There was audience comment regarding the long wait times for ambulance service, and suggestion about entering into a contract with MMR, or possibly establishing an ambulance response capability through the county’s fire departments.

The fire chiefs in attendance pointed out that minimal fire protection funding and/or staffing shortages speak to the impracticality of trying to maintain simultaneously both a fire department and an ambulance service.

Phelps said most counties in Michigan have supplemental dollars, a millage, and contractor service. She said that where counties don’t have a millage, then there are townships that have a separate millages and form an authority of multiple townships. One has a millage and its own service, but it was established long ago, prior to the current high-cost to establish one – that staff functions as county employees.

“They have four units they do in their county,” Phelps said. “But they still have to do out-of-county transport in order to support their program – and that’s a county-run ambulance service.”

The hearing pulled in a full house of residents, township governance, law enforcement, firefighters, EMTs and other first responders. In attendance from Mobile Medical Response Ambulance Service were Eric Snidersich, vice president of operations; Brett Hansen, operations manager; and Laurie Thiel, CEO. Also present was Glenn King, Med Control Authority Board chair.

The first audience member to stand was an EMT from Greenwood Township who pointed out the distinction between the providers such as himself and the service which is the ambulance company. He noted that via a scanner app, he has heard ambulance calls coming from Midland, Ithaca and Alma for cardiac arrests in Clare County, and went on to describe how difficult it is for lay people to do CPR adequately for as long as necessary. He equated that to the need for quick response times, which he said means a need for four or five ambulances in the county: one transport/basic unit unless it requires a paramedic, and four advanced units with a paramedic onboard. He went on to describe the call times he has listened to as “scary.” He also read a letter from a patient who had experienced chest pains in Harrison, been checked out by an ambulance crew who found his vitals to be normal. Being cautious, the ambulance transported him to Gladwin for observation, and on the way he experienced cardiac arrest. After being stabilized, he was rerouted to Midland. Expressing his gratitude, that patient also noted that if there had been another emergent call at the time, he might not have been so lucky, and went on to say he believed an ambulance should be stationed in Harrison.

He then said the providers are “kick-ass – awesome people” and that the service is what there’s a problem with.

Snidersich spoke at length to the assemblage regarding how the units are distributed, and the extensive dispatch system that sorts and assigns responses. He also spoke of what some would call ambulance misuse/abuse such as when someone calls an ambulance as last-resort transportation to see a physician.

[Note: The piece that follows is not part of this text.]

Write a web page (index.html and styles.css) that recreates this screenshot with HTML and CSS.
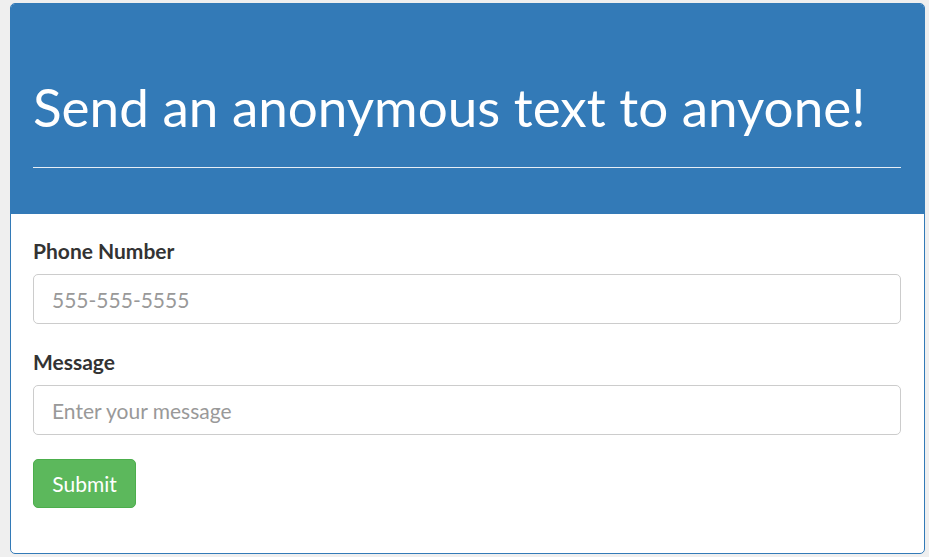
FILE: index.html
```html
<!DOCTYPE html>
<html>
<head>
<meta charset="utf-8">
<link rel="stylesheet" href="styles.css">
</head>
<body>
<div class="panel">
  <div class="panel-heading">
    <h1 class="title">Send an anonymous text to anyone!</h1>
    <hr class="rule">
  </div>
  <div class="panel-body">
    <div class="field">
      <label class="label">Phone Number</label>
      <input class="input" type="text" placeholder="555-555-5555">
    </div>
    <div class="field field-last">
      <label class="label">Message</label>
      <input class="input" type="text" placeholder="Enter your message">
    </div>
    <button class="btn">Submit</button>
  </div>
</div>
</body>
</html>
```
FILE: styles.css
```css
html, body {
  margin: 0;
  padding: 0;
}
body {
  background: #efefef;
  font-family: Lato, "Open Sans", sans-serif;
  color: #333;
  padding: 3px 4px 0 10px;
  height: 557px;
  box-sizing: border-box;
}
.panel {
  width: 915px;
  height: 551px;
  box-sizing: border-box;
  border: 1px solid #337ab7;
  border-radius: 5px;
  background: #fff;
  overflow: hidden;
}
.panel-heading {
  background: #337ab7;
  height: 210px;
  padding: 0 23px 0 22px;
  box-sizing: border-box;
  display: flow-root;
}
.title {
  margin: 71px 0 0 0;
  font-weight: 400;
  font-size: 53px;
  line-height: 64px;
  color: #fff;
  white-space: nowrap;
}
.rule {
  margin: 28px 0 0 0;
  border: 0;
  border-top: 1px solid #e6eef6;
  height: 0;
}
.panel-body {
  padding: 24px 23px 24px 22px;
}
.field {
  display: flex;
  flex-direction: column;
  margin-bottom: 25px;
}
.field-last { margin-bottom: 24px; }
.label {
  font-weight: 700;
  font-size: 21px;
  line-height: 26px;
  margin-bottom: 10px;
}
.input {
  height: 50px;
  box-sizing: border-box;
  border: 1px solid #ccc;
  border-radius: 5px;
  padding: 0 18px;
  font-family: Lato, sans-serif;
  font-size: 21px;
  color: #555;
}
.input::placeholder { color: #999; }
.btn {
  background: #5cb85c;
  border: 1px solid #4cae4c;
  border-radius: 5px;
  color: #fff;
  font-family: Lato, sans-serif;
  font-size: 21px;
  height: 49px;
  width: 103px;
  padding: 0;
}
```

He also noted the annual cost to operate one unit as $400,000.

There was a good deal of discussion, describing perceived wrongs of the past, shortcomings of the present, and the need to get beyond that to find some solutions which would better serve Clare County residents.

This is not a one-and-done issue for the county or MMR, and it was established that a quarterly meeting will take place to continue exploring solutions. In closing out the meeting, Haskell focused on the fact that the day’s meeting was just a beginning.

“Hopefully this is all something the committee we’re forming will have answers to down the road,” he said. “It’s not going to be fixed in one month, but I think we’re on the right track.”